If you want an exhaustive analysis of this theory, go ahead and plow your way through the 600-plus pages of Alfred Chandler’s seminal work, "The Visible Hand." But to pare that down to the barest essentials: It was much more efficient to actually build physical things and distribute them to a geographically dispersed market when you had a vertically integrated corporation where you could manage every step of the process. This was the world in which Jack Welch became the CEO of GE.

That’s not the world we live in today. Because transactional friction has been ruthlessly eliminated by technology, the efficiencies of the open market usually equal -- and sometimes exceed -- that of a corporation.

Need a massive international transactional platform? The emerging blockchain commons can provide that. Need marketing capabilities that weren’t even dreamt of by even the biggest multinationals just a decade ago? Take your pick of almost 5,000 martech vendors.  Your start-up office grown too big for your garage? You can even rent a corporate headquarters, complete with all the bells and whistles.

So the biggest question facing Flannery in 2017 is this: Are mega corporations -- and, by extension, GE -- even relevant any more?  If we stick to Coase’s strict definition, the answer is probably no. But perhaps there’s another reason for corporations to exist: the critical mass of innovation.

Although she was vilified for it, I believe Marissa Mayer was on to this when she herded all of Yahoo’s teleworkers into the same physical location. In the infamous memo, Yahoo’s HR Director, Jackie Reses, said, “Some of the best decisions and insights come from hallway and cafeteria discussions, meeting new people, and impromptu team meetings.
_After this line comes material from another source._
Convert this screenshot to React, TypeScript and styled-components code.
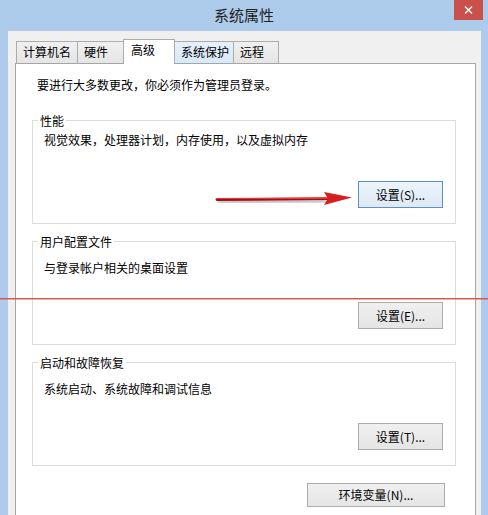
import React from "react";
import styled, { createGlobalStyle } from "styled-components";

const Global = createGlobalStyle`
  html, body { margin: 0; padding: 0; background: #ffffff; }
  body { font-family: "Noto Sans CJK SC", "Microsoft YaHei", sans-serif; }
`;

const Window = styled.div`
  position: relative;
  width: 488px;
  height: 515px;
  overflow: hidden;
  background: #adcbea;
  display: flex;
  flex-direction: column;
  font-family: "Noto Sans CJK SC", "Noto Sans", sans-serif;
  font-size: 12px;
  color: #000;
`;

const TitleBar = styled.div`
  flex: none;
  display: grid;
  grid-template-columns: 1fr auto 1fr;
  height: 31px;
`;

const Title = styled.div`
  grid-column: 2;
  font-size: 15px;
  line-height: 29px;
  color: #222;
`;

const CloseButton = styled.div`
  grid-column: 3;
  justify-self: end;
  align-self: start;
  width: 29px;
  height: 20px;
  margin-right: 5px;
  background: #c9504b;
  display: flex;
  align-items: center;
  justify-content: center;
`;

const Client = styled.div`
  flex: 1;
  margin: 0 7px 0 8px;
  background: #f0f0f0;
  padding: 8px 5px 0 7px;
  display: flex;
  flex-direction: column;
`;

const TabStrip = styled.div`
  display: flex;
  align-items: flex-end;
  height: 24px;
  padding-left: 1px;
  position: relative;
  z-index: 1;
`;

const Tab = styled.div<{ $w: number; $active?: boolean; $hover?: boolean }>`
  box-sizing: border-box;
  width: ${(p) => p.$w}px;
  height: ${(p) => (p.$active ? 25 : 22)}px;
  margin-bottom: ${(p) => (p.$active ? -1 : 0)}px;
  margin-left: -1px;
  &:first-child { margin-left: 0; }
  border: 1px solid #acacac;
  border-bottom: none;
  background: ${(p) =>
    p.$active
      ? "#ffffff"
      : p.$hover
      ? "linear-gradient(#e6f1fb, #d8e9f8)"
      : "linear-gradient(#f0f0f0, #e5e5e5)"};
  padding: 0 0 ${(p) => (p.$active ? 4 : 1)}px ${(p) => (p.$active ? 7 : 6)}px;
  display: flex;
  align-items: center;
  line-height: 16px;
  font-size: 12px;
  color: #000;
  white-space: nowrap;
  position: relative;
  z-index: ${(p) => (p.$active ? 2 : 1)};
`;

const Panel = styled.div`
  flex: 1;
  background: #ffffff;
  border: 1px solid #a5a5a5;
  border-bottom: none;
  padding: 13px 19px 0 16px;
  display: flex;
  flex-direction: column;
`;

const Intro = styled.div`
  margin-left: 5px;
  line-height: 16px;
`;

const Group = styled.div<{ $textTop: number; $first?: boolean }>`
  position: relative;
  box-sizing: border-box;
  height: 104px;
  margin-top: ${(p) => (p.$first ? 27 : 17)}px;
  border: 1px solid #dcdcdc;
  padding: ${(p) => p.$textTop}px 12px 15px 11px;
  display: flex;
  flex-direction: column;
`;

const Legend = styled.span`
  position: absolute;
  top: -8px;
  left: 5px;
  padding: 0 2px;
  background: #ffffff;
  line-height: 16px;
`;

const GroupText = styled.div`
  line-height: 16px;
`;

const ButtonRow = styled.div`
  margin-top: auto;
  display: flex;
  justify-content: flex-end;
`;

const Button = styled.button<{ $w: number; $h: number; $default?: boolean }>`
  box-sizing: border-box;
  width: ${(p) => p.$w}px;
  height: ${(p) => p.$h}px;
  padding: 0;
  border: 1px solid ${(p) => (p.$default ? "#5e8fbf" : "#acacac")};
  background: ${(p) =>
    p.$default
      ? "linear-gradient(#ecf4fb, #dde9f5)"
      : "linear-gradient(#f0f0f0, #e5e5e5)"};
  font-family: "Noto Sans CJK SC", "Noto Sans", sans-serif;
  font-size: 12px;
  line-height: 16px;
  color: #000;
`;

const EnvButton = styled(Button)`
  align-self: flex-end;
  margin-top: 17px;
  margin-right: 11px;
`;

const RedLine = styled.div`
  position: absolute;
  left: 0;
  right: 0;
  top: 298px;
  height: 1px;
  background: #d9534f;
  box-shadow: 0 1px 0 rgba(217, 83, 79, 0.45);
`;

const Arrow = styled.svg`
  position: absolute;
  left: 214px;
  top: 189px;
`;

const tabs = [
  { label: "计算机名", w: 62 },
  { label: "硬件", w: 47 },
  { label: "高级", w: 52, active: true },
  { label: "系统保护", w: 60, hover: true },
  { label: "远程", w: 46 },
];

const groups = [
  {
    legend: "性能",
    text: "视觉效果，处理器计划，内存使用，以及虚拟内存",
    button: "设置(S)...",
    top: 11,
    def: true,
  },
  {
    legend: "用户配置文件",
    text: "与登录帐户相关的桌面设置",
    button: "设置(E)...",
    top: 18,
  },
  {
    legend: "启动和故障恢复",
    text: "系统启动、系统故障和调试信息",
    button: "设置(T)...",
    top: 18,
  },
];

export default function App() {
  return (
    <>
      <Global />
      <Window>
        <TitleBar>
          <Title>系统属性</Title>
          <CloseButton>
            <svg width="9" height="8" viewBox="0 0 9 8">
              <path d="M1 0.5 L8 7.5 M8 0.5 L1 7.5" stroke="#fff" strokeWidth="1.4" />
            </svg>
          </CloseButton>
        </TitleBar>
        <Client>
          <TabStrip>
            {tabs.map((t) => (
              <Tab key={t.label} $w={t.w} $active={t.active} $hover={t.hover}>
                {t.label}
              </Tab>
            ))}
          </TabStrip>
          <Panel>
            <Intro>要进行大多数更改，你必须作为管理员登录。</Intro>
            {groups.map((g, i) => (
              <Group key={g.legend} $textTop={g.top} $first={i === 0}>
                <Legend>{g.legend}</Legend>
                <GroupText>{g.text}</GroupText>
                <ButtonRow>
                  <Button $w={85} $h={27} $default={g.def}>
                    {g.button}
                  </Button>
                </ButtonRow>
              </Group>
            ))}
            <EnvButton $w={138} $h={24}>
              环境变量(N)...
            </EnvButton>
          </Panel>
        </Client>
        <RedLine />
        <Arrow width="142" height="22" viewBox="0 0 142 22">
          <defs>
            <linearGradient id="shaft" x1="0" y1="0" x2="0" y2="1">
              <stop offset="0" stopColor="#e03a3a" />
              <stop offset="1" stopColor="#a50f14" />
            </linearGradient>
            <filter id="blur" x="-10%" y="-50%" width="120%" height="200%">
              <feGaussianBlur stdDeviation="1.2" />
            </filter>
          </defs>
          <path d="M4 13 L116 12" stroke="rgba(60,60,60,0.35)" strokeWidth="3" filter="url(#blur)" />
          <path d="M3 10.5 L114 9.5" stroke="url(#shaft)" strokeWidth="3" strokeLinecap="round" />
          <polygon points="110,3 138,8.5 110,16 114,9.5" fill="#d71d1d" />
        </Arrow>
      </Window>
    </>
  );
}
Speed and quality are often sacrificed when we work from home. We need to be one Yahoo!, and that starts with physically being together.”

Mayer defended her decision by first acknowledging that "people are more productive when they're alone," and then stressing "but they're more collaborative and innovative when they're together."

Researchers have found that when the population of a city grows, the amount of productivity scales supralinearly. If you double the population of a city, you don’t just get a 100% boost in productivity, you also get a 30% bonus. Cities are the most effective innovation engines ever devised.

The reason for this is simple. When you pack a bunch of intellectually diverse people into the same space, magic happens. Mayer understood this. Unfortunately, the realization was “too little, too late” to save Yahoo, but that doesn’t mean her logic was faulty.

As John Flannery steps into the CEO role, he may run full-speed into the realization that the benefits once bestowed by being massive have turned into liabilities. What once made GE great now threatens to drown it. But there are still 300,000 different minds that work for GE.

Frankly, I’m not sure mega corporations can ever be relevant again in a friction-free marketplace. But if they can, the answer lies in the innovation potential of all those minds.